In a move likely to upset its staunchest Mideast ally and its supporters, the department said the administration was pleased by a diplomatic push to revise an objectionable document that the meeting will adopt and suggested it could attend the meeting if the efforts succeed.

“We hope that these remaining concerns will be addressed so that the United States can re-engage the conference process with the hope of arriving at a conference document that we can support,” spokesman Robert Wood said in a statement.

The announcement came as the administration reviews its policy on Iran with an eye toward engaging the Islamic government and as Iran’s official news agency reported that President Mahmoud Ahmadinejad will attend the April 20-25 World Conference Against Racism in Geneva.

In February, the Obama administration said it would not attend the U.N. meeting unless its final document was changed to drop all references to Israel and the defamation of religion.

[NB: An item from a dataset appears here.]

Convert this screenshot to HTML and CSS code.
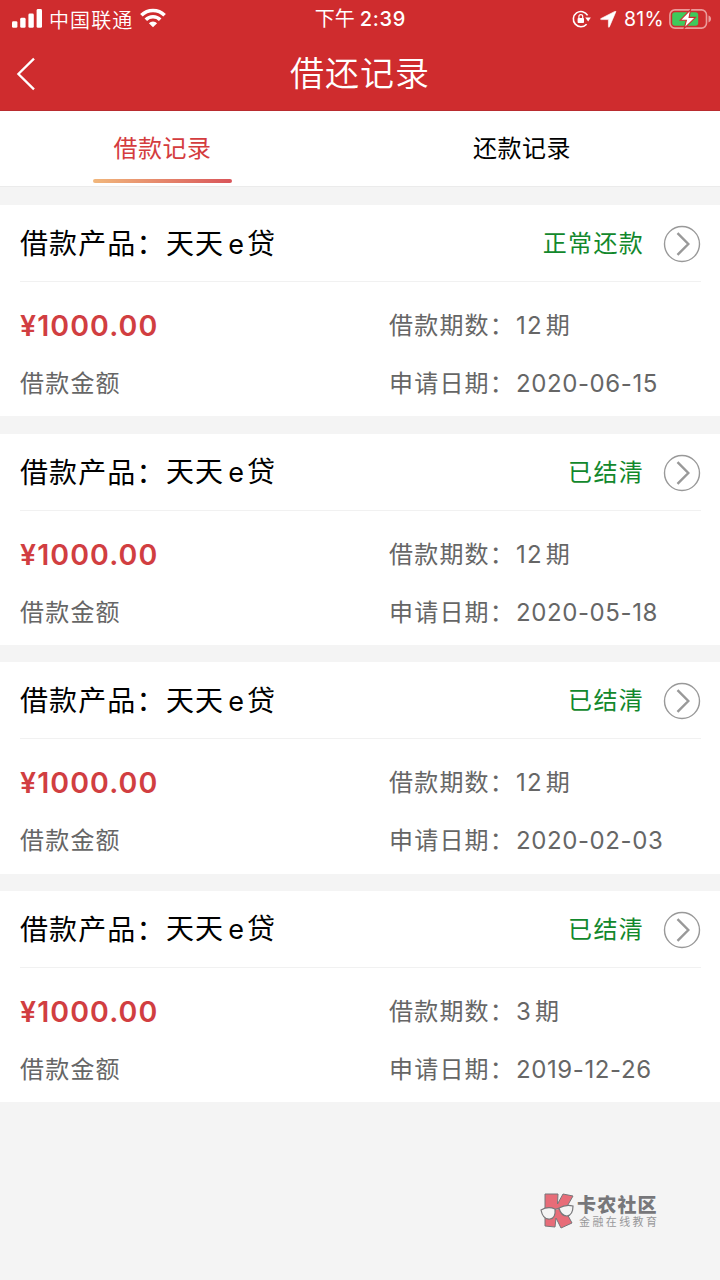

Although specific references to Israel subsequently were deleted, the document retained language affirming the findings of the first World Conference Against Racism, held in Durban, South Africa, that many believed were anti-Semitic.

The United States and Israel walked out of the 2001 conference in Durban over a draft resolution that singled out Israel for criticism and likened Zionism — the movement to establish and maintain a Jewish state — to racism.

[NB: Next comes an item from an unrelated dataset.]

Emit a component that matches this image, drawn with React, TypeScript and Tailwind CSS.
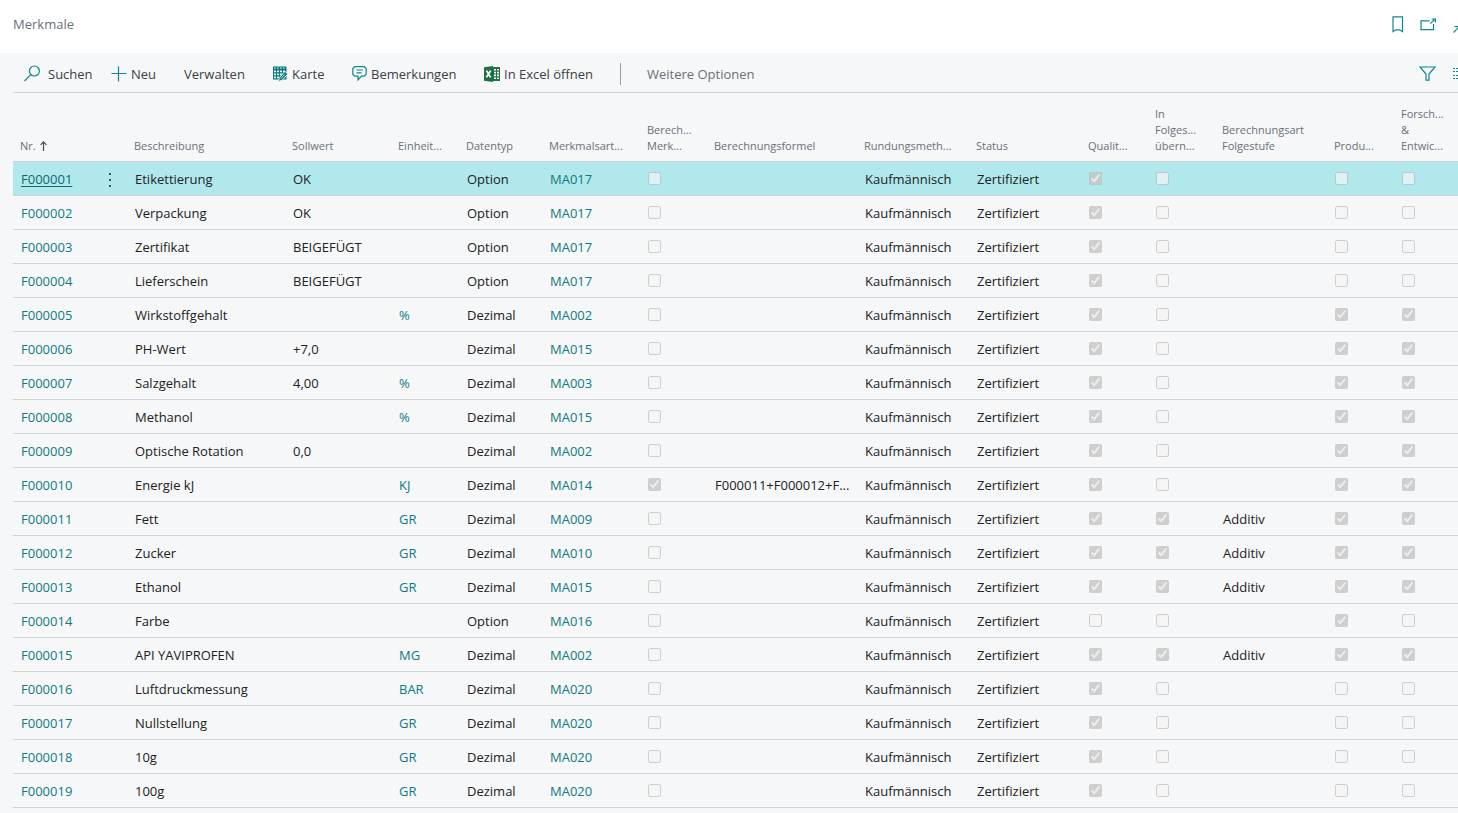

In February, after attending preparatory meetings for the follow-up conference, the Obama administration said it would not attend “Durban II” unless the meeting’s final document was changed to drop references to Israel, defamation of religion and demands for reparations for slavery.

Wood said Monday that there had been “substantial improvements” to the draft but that there were elements that “continue to pose significant concerns,” including the affirmation of the Durban declaration and a portion on incitement to religious hatred that the U.S. sees as “suggested support for restrictions on freedom of expression.”

Israel and Canada already have announced they will boycott the meeting.

Israel, which was deeply concerned when the administration sent a delegation to the preparatory meeting, has lobbied hard for the U.S. to stay away from the conference.